頸聯這兩句意思比較晦澀、模糊,大意是說:天生麗質而不願以姿容媚俗的絕色女子,是得不到人的寵愛的;根底深厚而不能綻開鮮花笑臉迎人的參天古木,也不會得到眾眼的賞睞。「東鄰」「嫠老」似合用宋玉《登徒子好色賦》中「天下之佳人……莫若臣東家之子」及《左傳·昭公二十四年》中「嫠不恤其緯,而憂宗周之隕」等典故,卻又難以指實。這樣就導致對詩句的理解產生一定的分歧。「東鄰嫠老」「古木根深」作感慨解可,作自負解也可;「難為妾」「不似花」作傷心語可,作矜持語也可;就主體言,作詩人的自道看可,作為對方設看也可。聯繫全詩及其創作背景,應該說,這些理解都是可以成立的,而只有同時並存才是較為合理的解釋。詩人才華出眾,思想敏銳,「常為大國憂」,但因為不願趨時媚俗,得不到世人的理解和賞識,一再落第。現在面對周儀暐這個理解他的人,其內心活動的複雜是可以想見的,自傷自負、自憐憐人,種種情感交結一起,難分先後主次。這兩句照應開頭兩句,是全詩所有情結的綰合。
尾聯是說詩人想望着有朝一日像飛鴻那樣高翔遠翥,退出名利場的追逐,伴着美人和佛經,度過自己的一生。「何日」是一種期盼的口吻,而「葬」則語含酸痛。冥鴻遂跡,美人經卷,似帶着一定的哲理和玄義,予人某種啟迪,但同樣撲朔迷離,難以指實。這兩句自是憤激話。其實,由唐至清一千餘年有關科舉的詩中,最不能當真的就是落第詩的結尾兩句。不管它是怎樣的激昂慷慨,還是怎樣的意志消沉,都只是一時衝動。拿龔自珍來說,雖然從這一年開始他「收狂向禪」,但並未真的一生禮佛成為高僧,況美人與經卷也是難以同時捧置在手的。
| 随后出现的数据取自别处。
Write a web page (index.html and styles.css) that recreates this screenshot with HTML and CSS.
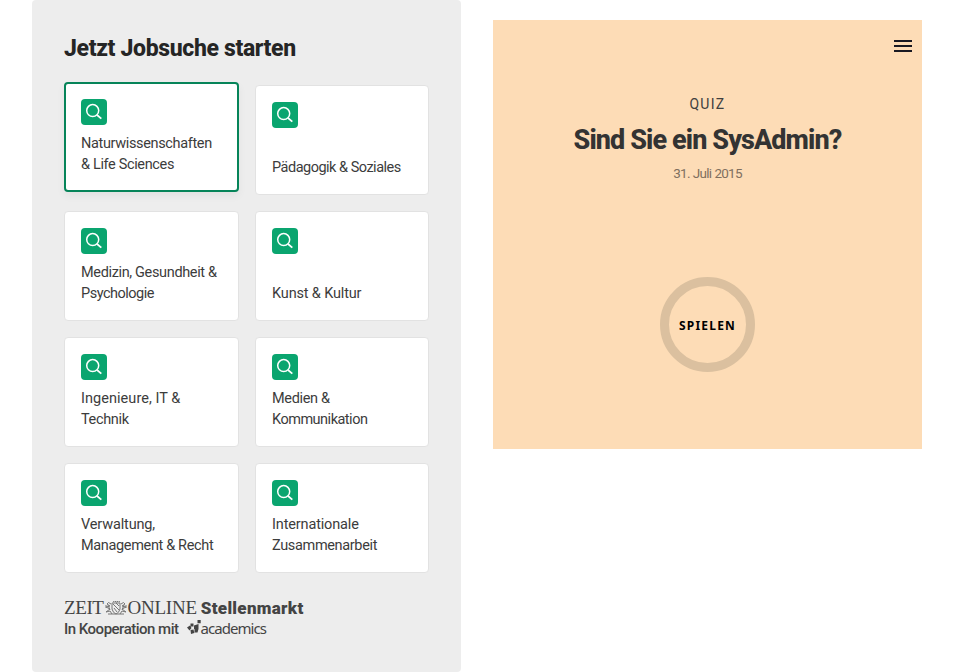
FILE: index.html
```
<!DOCTYPE html>
<html lang="de">
<head>
<meta charset="utf-8">
<title>Jobsuche und Quiz</title>
<link rel="stylesheet" href="styles.css">
</head>
<body>
<svg width="0" height="0" class="defs"><symbol id="search" viewBox="0 0 26 26"><rect width="26" height="26" rx="4" fill="#0aa56f"/><circle cx="11.7" cy="11.6" r="6" fill="none" stroke="#fff" stroke-width="1.5"/><path d="M16 16l4.300 3.700" stroke="#fff" stroke-width="1.7"/></symbol></svg>
<main class="page">
  <section class="jobs">
    <h2 class="jobs-title">Jetzt Jobsuche starten</h2>
    <div class="grid">
      <a class="card active"><svg class="icon"><use href="#search"/></svg><span>Naturwissenschaften<br>&amp; Life Sciences</span></a>
      <a class="card"><svg class="icon"><use href="#search"/></svg><span class="tight">Pädagogik &amp; Soziales</span></a>
      <a class="card"><svg class="icon"><use href="#search"/></svg><span>Medizin, Gesundheit &amp;<br><span class="tight">Psychologie</span></span></a>
      <a class="card"><svg class="icon"><use href="#search"/></svg><span class="wide">Kunst &amp; Kultur</span></a>
      <a class="card"><svg class="icon"><use href="#search"/></svg><span><span class="wider">Ingenieure, IT &amp;</span><br>Technik</span></a>
      <a class="card"><svg class="icon"><use href="#search"/></svg><span>Medien &amp;<br><span class="tight">Kommunikation</span></span></a>
      <a class="card"><svg class="icon"><use href="#search"/></svg><span><span class="wide">Verwaltung,</span><br>Management &amp; Recht</span></a>
      <a class="card"><svg class="icon"><use href="#search"/></svg><span><span class="wide">Internationale</span><br>Zusammenarbeit</span></a>
    </div>
    <footer class="partners">
      <div class="row">
        <span class="zeit">ZEIT</span>
        <svg class="crest" width="22" height="14" viewBox="0 0 22 14" fill="none" stroke="#777" stroke-width="1"><path d="M7 2h8v6q-1 4-4 5-3-1-4-5zM8 1l1.500-1 2 1 2-1 1.500 1M6 3Q3 0 2 3l3 2-4 1 4 2-4 3 4-1 2 3M16 3q3-3 4 0l-3 2 4 1-4 2 4 3-4-1-2 3M3 13h16M8 3l6 6M9 7l3 4M11 2l3 3M3 4l2 5M19 4l-2 5M1 4v3M21 4v3"/></svg>
        <span class="online">ONLINE</span>
        <span class="markt">Stellenmarkt</span>
      </div>
      <div class="row second">
        <span class="koop">In Kooperation mit</span>
        <svg class="mark" width="14" height="15" viewBox="0 0 14 15" fill="#444"><path d="M10.500 0h3.200v3.200h-3.200zM3.500 3.500h3v3h-3zM0 7.500l3-2 1.500 2.500L2.500 10.500zM3.500 10l3-.5.8 3.500-3.300 1zM7 5.500l4.500-1.500v5h-4.500zM7.500 9h4l-1 3.500H7.500z"/></svg>
        <span class="academics">academics</span>
      </div>
    </footer>
  </section>
  <section class="quiz">
    <svg class="menu" width="18" height="12" viewBox="0 0 18 12" fill="#191922"><path d="M0 0h18v2H0zM0 5h18v2H0zM0 10h18v2H0z"/></svg>
    <div class="kicker">QUIZ</div>
    <h1 class="quiz-title">Sind Sie ein SysAdmin?</h1>
    <div class="date">31. Juli 2015</div>
    <button class="play">SPIELEN</button>
  </section>
</main>
</body>
</html>
```
FILE: styles.css
```
* { box-sizing: border-box; }
body { margin: 0; background: #fff; color: #404040; font-family: Roboto, "Liberation Sans", sans-serif; }
.defs { position: absolute; }
.page { display: grid; grid-template-columns: 429px 429px; gap: 32px; padding: 0 32px; height: 672px; align-items: start; overflow: hidden; }
.jobs { height: 672px; padding: 33px 32px 32px; background: #ededed; border-radius: 4px; }
.jobs-title { margin: 0 0 20px; font-size: 23px; line-height: 32px; font-weight: 800; letter-spacing: -.35px; color: #252525; white-space: nowrap; }
.grid { display: grid; grid-template-columns: 175px 174px; grid-auto-rows: 110px; gap: 16px; }
.card { display: flex; flex-direction: column; justify-content: space-between; padding: 16px; background: #fff; border: 1px solid #e2e2e2; border-radius: 4px; font-size: 14.5px; line-height: 21px; letter-spacing: -.35px; color: #3c3c3c; white-space: nowrap; }
.tight { letter-spacing: -.5px; }
.wide { letter-spacing: -.15px; }
.wider { letter-spacing: .05px; }
.active { padding: 15px; border: 2px solid #068459; transform: translateY(-3px); box-shadow: 0 4px 8px rgba(0,0,0,.05); }
.icon { width: 26px; height: 26px; flex: none; }
.partners { margin-top: 25px; color: #444; white-space: nowrap; }
.row { display: flex; align-items: center; height: 20px; }
.zeit, .online { font: 19px/20px "Liberation Serif", serif; letter-spacing: -.4px; }
.online { letter-spacing: -.25px; }
.crest { margin: 0 1px; }
.markt { margin: -1px 0 0 4px; font-size: 17px; font-weight: 900; letter-spacing: .3px; }
.second { height: 22px; }
.koop { font-size: 15px; font-weight: 500; letter-spacing: -.5px; }
.mark { margin: -3px 0 0 8px; }
.academics { margin: -2px 0 0; font: 15px/20px "Noto Sans", sans-serif; letter-spacing: -.95px; }
.quiz { display: flex; flex-direction: column; align-items: center; height: 429px; margin-top: 20px; padding-top: 20px; background: #fddcb6; }
.menu { align-self: flex-end; margin-right: 10px; }
.kicker { margin-top: 42px; font-size: 14px; line-height: 20px; letter-spacing: 1.3px; }
.quiz-title { margin: 9px 0 7px; font-size: 27px; line-height: 34px; font-weight: 800; letter-spacing: -.9px; color: #333; white-space: nowrap; }
.date { font-size: 13.5px; line-height: 18px; letter-spacing: -.75px; word-spacing: .5px; color: #806f5e; }
.play { width: 95px; height: 95px; margin-top: 95px; padding: 2px 0 0; border: 9px solid #dbc09f; border-radius: 50%; background: transparent; font: 700 12px/20px "Noto Sans", sans-serif; letter-spacing: 1.2px; color: #000; }
```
這一次失敗後他又多次赴舉,直至一第,也並未真的「鴻飛冥冥」成為世外高人。這是他的矛盾和不幸,也是時代的悲劇。在「秋氣」「夕陽」中,他空有救時扶世而「自一家」的心與才,卻沒有施展懷抱的時與世。他預感到「堂內燕」「路旁鴉」的危險,卻只能希望像「冥鴻」那樣獨自離開,這也正是那個時代「先覺者」的寫照。
簡析
《逆旅題壁次周伯恬原韻》是一首七言律詩。詩人感嘆科舉考試的艱辛,以及飽食終日的當權者不知道朝廷已日薄西山、危機四伏,卻依然迷戀着昔日的餘暉,因而說出就此歸隱,與美人佛經相伴,了此一生的激憤語。詩中既表現了詩人科場失意的憤懣,也流露出對國事時勢的深切憂慮。全詩以比喻象徵手法刻畫社會現實,將個人遭際與國家命運融為一體,深沉蘊藉、耐人尋味。
龔自珍
龔自珍(1792年8月22日-1841年9月26日),字璱人,號定盦(一作定庵)。漢族,浙江仁和(今杭州)人。晚年居住崑山羽琌山館,又號羽琌山民。清代思想家、詩人、文學家和改良主義的先驅者。龔自珍曾任內閣中書、宗人府主事和禮部主事等官職。主張革除弊政,抵制外國侵略,曾全力支持林則徐禁除鴉片。48歲辭官南歸,次年卒於江蘇丹陽雲陽書院。他的詩文主張「更法」、「改圖」,揭露清統治者的腐朽,洋溢着愛國熱情,被柳亞子譽為「三百年來第一流」。著有《定盦文集》,留存文章300餘篇,詩詞近800首,今人輯為《龔自珍全集》。著名詩作《己亥雜詩》共315首。多詠懷和諷喻之作。[1]